Pour aller jusqu’au bout de l’exercice, le musée a construit une yourte – «une tente accueillante dans laquelle on se sent le bienvenu», souligne l’Elysée. A l’intérieur, quatre images prises par Matthias Bruggmann, le lauréat du Prix Elysée 2017, seront exposées. «Elles sont issues de son photoreportage sur le conflit syrien. L’objectif est de ralentir le regard porté sur ses photos et d’engager une conversation avec le photographe», détaille Pascal Hufschmid. Dans la soirée, lors des projections, ce sont des thèmes comme la déshumanisation ou la résilience qui seront à leur tour abordés. «Deux films feront écho à l’actualité, sur la question de la migration et de la crise qu’elle traverse, avec une certaine profondeur. Aider, c’est aussi garantir le dialogue avec toutes les partis prenantes, malgré la barrière de la langue et les différences culturelles. A travers eux, on s’aperçoit qu’il est déjà difficile de se comprendre ici et maintenant», souligne Pascal Hufschmid.

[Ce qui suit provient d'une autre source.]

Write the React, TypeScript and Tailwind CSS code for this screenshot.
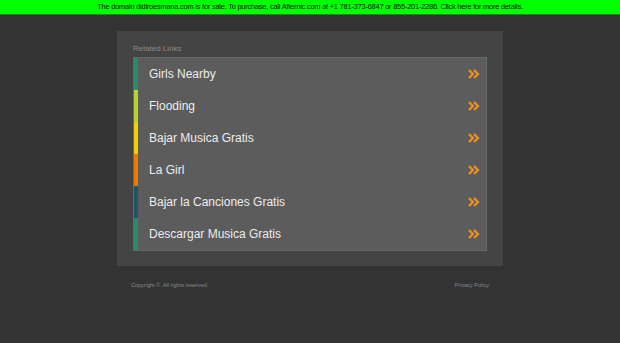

Deux autres films présenteront des situations sans issue: «On comprend alors que face à une impasse, on ne peut pas se cacher et aller de l’avant.» En guise de conclusion à cette Nuit Engagée, un film permettra aux visiteurs de se demander ce qu’ils peuvent faire à leur tour, ici et maintenant. Un film qui éloignera peu à peu le visiteur de Lausanne pour faire partie de quelque chose de plus grand. «C’est notre rôle de tester et d’essayer des choses. On ne prétend pas avoir les réponses, mais nous proposons des pistes de réflexion à ces problématiques.»


Nuit des images, Musée de l’Elysée, Lausanne, samedi 23 juin de 16h à 2h. Entrée libre.